= Morgan Squire =

Former department store in Leicester

Morgan Squire was a British department store based in several locations in the city of Leicester. The business was formed in 1846 as a drapery, before going on to be owned by House of Fraser and eventually being rebranded as Rackhams as per House of Fraser's grouping of business in the 1970s.

==History==
In 1813, Henry Morgan, a draper based in Syston, on the outskirts of Leicester, recruited a young apprentice called William Squire from Heckington in Lincolnshire. By 1846 Morgan and Squire went into partnership and Morgan Squire & Co was created.

The main store was located at the corner of Hotel Street and Millstone Lane, and sold a mixture of clothing and furniture with an upper-class feel, like city rivals Adderlys and Joseph Johnson. The business remained in the Squire family, with William's son Samuel taking over.
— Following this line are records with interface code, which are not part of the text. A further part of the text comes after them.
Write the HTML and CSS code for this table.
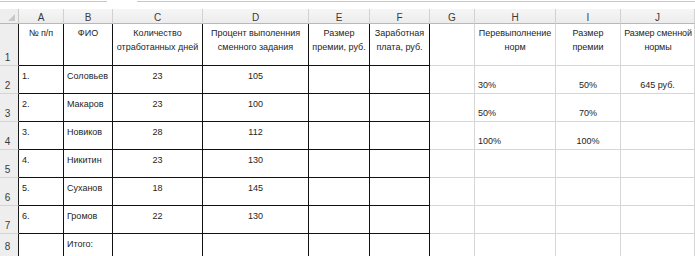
FILE: index.html
```html
<!DOCTYPE html>
<html lang="ru">
<head>
<meta charset="utf-8">
<link rel="stylesheet" href="styles.css">
</head>
<body>
<div class="topbar"><div class="namebox"></div><div class="gapbox"></div><div class="fxbox"></div></div>
<div class="sheet">
  <div class="corner"><span class="tri"></span></div>
  <div class="ch">A</div><div class="ch">B</div><div class="ch">C</div><div class="ch">D</div><div class="ch">E</div><div class="ch">F</div><div class="ch">G</div><div class="ch">H</div><div class="ch">I</div><div class="ch">J</div>

  <div class="rh">1</div>
  <div class="c t first hd">№ п/п</div>
  <div class="c t hd">ФИО</div>
  <div class="c t hd">Количество отработанных дней</div>
  <div class="c t hd">Процент выполенния сменного задания</div>
  <div class="c t hd">Размер премии, руб.</div>
  <div class="c t hd">Заработная плата, руб.</div>
  <div class="c g"></div>
  <div class="c g hd">Перевыполнение норм</div>
  <div class="c g hd">Размер премии</div>
  <div class="c g hd tight">Размер сменной нормы</div>

  <div class="rh">2</div>
  <div class="c t first">1.</div><div class="c t">Соловьев</div><div class="c t ctr">23</div><div class="c t ctr">105</div><div class="c t"></div><div class="c t"></div>
  <div class="c g"></div><div class="c g bot">30%</div><div class="c g bot ctr">50%</div><div class="c g bot ctr">645 руб.</div>

  <div class="rh">3</div>
  <div class="c t first">2.</div><div class="c t">Макаров</div><div class="c t ctr">23</div><div class="c t ctr">100</div><div class="c t"></div><div class="c t"></div>
  <div class="c g"></div><div class="c g bot">50%</div><div class="c g bot ctr">70%</div><div class="c g"></div>

  <div class="rh">4</div>
  <div class="c t first">3.</div><div class="c t">Новиков</div><div class="c t ctr">28</div><div class="c t ctr">112</div><div class="c t"></div><div class="c t"></div>
  <div class="c g"></div><div class="c g bot">100%</div><div class="c g bot ctr">100%</div><div class="c g"></div>

  <div class="rh">5</div>
  <div class="c t first">4.</div><div class="c t">Никитин</div><div class="c t ctr">23</div><div class="c t ctr">130</div><div class="c t"></div><div class="c t"></div>
  <div class="c g"></div><div class="c g"></div><div class="c g"></div><div class="c g"></div>

  <div class="rh">6</div>
  <div class="c t first">5.</div><div class="c t">Суханов</div><div class="c t ctr">18</div><div class="c t ctr">145</div><div class="c t"></div><div class="c t"></div>
  <div class="c g"></div><div class="c g"></div><div class="c g"></div><div class="c g"></div>

  <div class="rh">7</div>
  <div class="c t first">6.</div><div class="c t">Громов</div><div class="c t ctr">22</div><div class="c t ctr">130</div><div class="c t"></div><div class="c t"></div>
  <div class="c g"></div><div class="c g"></div><div class="c g"></div><div class="c g"></div>

  <div class="rh last">8</div>
  <div class="c t lr first"></div><div class="c t lr">Итого:</div><div class="c t lr"></div><div class="c t lr"></div><div class="c t lr"></div><div class="c t lr"></div>
  <div class="c g lr"></div><div class="c g lr"></div><div class="c g lr"></div><div class="c g lr"></div>
</div>
</body>
</html>
```
FILE: styles.css
```css
html, body {
  margin: 0;
  padding: 0;
  background: #fff;
  overflow: hidden;
}
body {
  width: 695px;
  height: 256px;
  font-family: "Liberation Sans", Arial, sans-serif;
  font-size: 9px;
  color: #1e1e1e;
}
.topbar {
  height: 9px;
  display: flex;
  align-items: flex-start;
}
.namebox {
  width: 107px;
  height: 1px;
  border-bottom: 1px solid #c8c8c8;
}
.gapbox {
  width: 30px;
}
.fxbox {
  flex: 1;
  height: 1px;
  border-bottom: 1px solid #c8c8c8;
}
.sheet {
  display: grid;
  grid-template-columns: 19px 45px 49px 90px 106px 61px 60px 45px 81px 65px 74px;
  grid-template-rows: 15px 42px 28px 28px 28px 28px 28px 28px 22px;
}
.corner {
  background: #eeeeee;
  border-right: 1px solid #c6c6c6;
  border-bottom: 1px solid #b8b8b8;
  box-sizing: border-box;
  position: relative;
}
.tri {
  position: absolute;
  right: 3px;
  bottom: 2px;
  width: 0;
  height: 0;
  border-left: 7px solid transparent;
  border-bottom: 7px solid #c8c8c8;
}
.ch {
  background: linear-gradient(#f6f6f6, #ececec);
  border-right: 1px solid #d2d2d2;
  border-bottom: 1px solid #b8b8b8;
  box-sizing: border-box;
  display: flex;
  align-items: center;
  justify-content: center;
  font-size: 10px;
  color: #3a3a3a;
  padding-top: 2px;
}
.rh {
  background: #eeeeee;
  border-right: 1px solid #1a1a1a;
  border-bottom: 1px solid #d4d4d4;
  box-sizing: border-box;
  display: flex;
  align-items: flex-end;
  justify-content: center;
  font-size: 10px;
  color: #3a3a3a;
  padding-bottom: 1px;
  padding-right: 3px;
  line-height: 12px;
}
.rh.last {
  border-bottom: none;
  padding-bottom: 3px;
}
.c {
  box-sizing: border-box;
  line-height: 14px;
  padding: 3px 3px 0 3px;
  white-space: nowrap;
  overflow: hidden;
}
.c.t {
  border-right: 1px solid #111;
  border-bottom: 1px solid #111;
}
.c.g {
  border-right: 1px solid #d6d6d6;
  border-bottom: 1px solid #d6d6d6;
}
.c.lr {
  border-bottom: none;
}
.hd {
  white-space: normal;
  text-align: center;
  padding: 2px 2px 0 2px;
}
.hd.tight {
  padding: 2px 0 0 1px;
  letter-spacing: -0.1px;
}
.ctr {
  text-align: center;
}
.bot {
  padding-top: 12px;
}
```
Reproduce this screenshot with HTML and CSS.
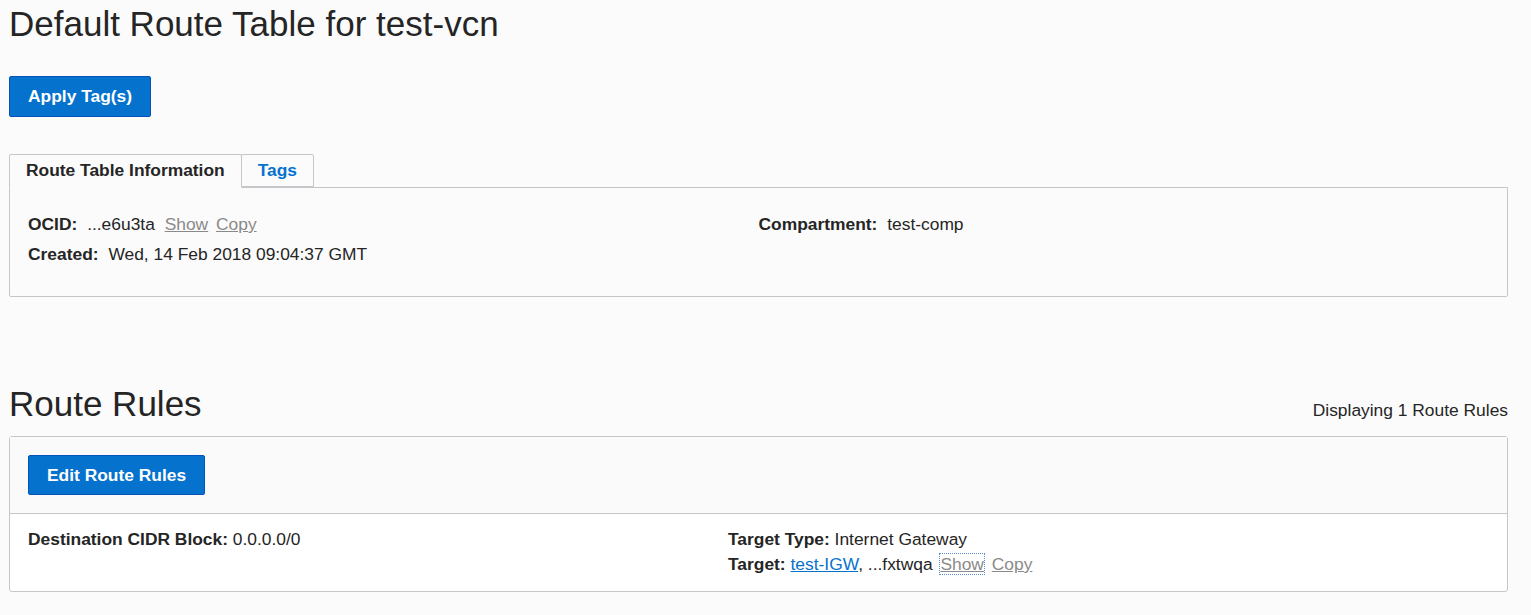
FILE: index.html
```html
<!DOCTYPE html>
<html lang="en">
<head>
    <meta charset="UTF-8">
    <title>Default Route Table for test-vcn</title>
    <link rel="stylesheet" href="styles.css">
</head>
<body>
    <h1 class="page-title">Default Route Table for test-vcn</h1>
    <div class="actions">
        <button class="btn">Apply Tag(s)</button>
    </div>

    <div class="tabs">
        <div class="tab active">Route Table Information</div>
        <div class="tab">Tags</div>
    </div>
    <div class="tab-panel">
        <div class="info-grid">
            <div class="info-col">
                <div class="info-row">
                    <span class="label">OCID:</span>
                    <span class="value">...e6u3ta</span>
                    <a class="mini-link" href="#">Show</a>
                    <a class="mini-link" href="#">Copy</a>
                </div>
                <div class="info-row">
                    <span class="label">Created:</span>
                    <span class="value">Wed, 14 Feb 2018 09:04:37 GMT</span>
                </div>
            </div>
            <div class="info-col">
                <div class="info-row">
                    <span class="label">Compartment:</span>
                    <span class="value">test-comp</span>
                </div>
            </div>
        </div>
    </div>

    <div class="section-head">
        <h2 class="section-title">Route Rules</h2>
        <div class="count">Displaying 1 Route Rules</div>
    </div>
    <div class="rules">
        <div class="rules-toolbar">
            <button class="btn btn-wide">Edit Route Rules</button>
        </div>
        <div class="rule">
            <div class="rule-col">
                <div class="rule-row"><b>Destination CIDR Block:</b> 0.0.0.0/0</div>
            </div>
            <div class="rule-col">
                <div class="rule-row"><b>Target Type:</b> Internet Gateway</div>
                <div class="rule-row"><b>Target:</b> <a class="link" href="#">test-IGW</a>, ...fxtwqa <a class="mini-link focused" href="#">Show</a> <a class="mini-link" href="#">Copy</a></div>
            </div>
        </div>
    </div>
</body>
</html>
```

FILE: styles.css
```css
body {
    font-family: "Liberation Sans", Arial, sans-serif;
    background-color: #fbfbfb;
    color: #252525;
    margin: 0;
    padding: 0 23px 0 9px;
    font-size: 17.4px;
}
.page-title {
    font-size: 35px;
    font-weight: normal;
    margin: 0;
    padding-top: 5px;
    line-height: 38px;
}
.actions {
    margin-top: 33px;
}
.btn {
    font-family: inherit;
    font-size: 17.4px;
    font-weight: bold;
    color: white;
    background-color: #0572ce;
    border: 1px solid #0553b8;
    border-radius: 2px;
    height: 41px;
    padding: 0 18px;
    cursor: pointer;
}
.btn-wide {
    height: 40px;
}
.tabs {
    display: flex;
    margin-top: 37px;
    position: relative;
    z-index: 1;
}
.tab {
    height: 31px;
    line-height: 31px;
    padding: 0 16px;
    border: 1px solid #c4c6ca;
    border-radius: 2px 2px 0 0;
    font-size: 17.4px;
    font-weight: bold;
    color: #0572ce;
    background-color: #fbfbfb;
}
.tab.active {
    color: #252525;
    border-bottom-color: #fbfbfb;
    height: 32px;
}
.tab + .tab {
    margin-left: -1px;
    align-self: flex-start;
}
.tab-panel {
    border: 1px solid #c4c6ca;
    border-radius: 0 0 2px 2px;
    margin-top: -1px;
    padding: 21px 18px 29px;
    height: 58px;
}
.info-grid {
    display: grid;
    grid-template-columns: 1fr 1fr;
}
.info-row {
    height: 30px;
    line-height: 30px;
}
.label {
    font-weight: bold;
    margin-right: 5px;
}
.value {
    margin-right: 5px;
}
.mini-link {
    color: #8a8a8a;
    text-decoration: underline;
    margin-right: 3px;
}
.mini-link.focused {
    outline: 1px dotted #5a8fd6;
    margin-left: 3px;
}
.link {
    color: #0572ce;
}
.section-head {
    display: flex;
    justify-content: space-between;
    align-items: baseline;
    margin-top: 87px;
}
.section-title {
    font-size: 35px;
    font-weight: normal;
    margin: 0;
    line-height: 40px;
}
.count {
    font-size: 17.4px;
}
.rules {
    margin-top: 12px;
    border: 1px solid #c4c6ca;
    border-radius: 3px;
    background-color: white;
}
.rules-toolbar {
    background-color: #fafafa;
    border-bottom: 1px solid #c4c6ca;
    padding: 18px 18px 18px;
}
.rule {
    display: grid;
    grid-template-columns: 700px 1fr;
    padding: 13px 18px 16px;
    height: 48px;
}
.rule-row {
    line-height: 25px;
}
.rule-row b {
    font-weight: bold;
}
```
His son Alfred Morgan Squire eventually took over the business before retiring early and selling it in 1928 to Standard Industrial Trust, an industrial conglomerate that also had purchased Cavendish House, Cheltenham's oldest department store, in the same year.

In 1961, a controlling interest in both Cavendish House Co Ltd and Morgan Squire Ltd was acquired by Swears & Wells Ltd (1926), a London-based company specialising in the development and sale of retail space; however, a year later, Bournemouth-based retail chain J J Allen took control, adding Morgan Squire to its other three department stores. J J Allen was itself purchased in 1970 by House of Fraser, and in 1971 J J Allen's store group was split, with Dingles gaining the West Country department stores, while Morgan Squire was transferred to the Harrods grouping, and rebranded under the grouping name brand name of Rackhams.

==Family History==
Samuel Squire, son of founder William, built his family home at 1 Salisbury Road in Leicester where he had 17 children with his wife, Anne Marie Starkey Gimson, daughter of renowned industrial designer Ernest Gimson and part of the family that ran Gimson & Son, a Leicester-based engineering firm. 1 Salisbury Road has been part of the University of Leicester since 1948 when the building was purchased after the death of Anne Marie Squire, one of Samuel's children.

Samuel's brother Charles was a prominent lawyer and a member of the Leicester establishment, becoming a city councillor in 1908 and becoming the chairman of the Leicester Libraries and Museum committee, in which position he helped develop the UK's first museum school service, and also saved historical buildings and made them into new museums.

Alfred Squire, who had sold the business in 1928, was the father of the British intelligence officer and Cambridge don Peter Squire.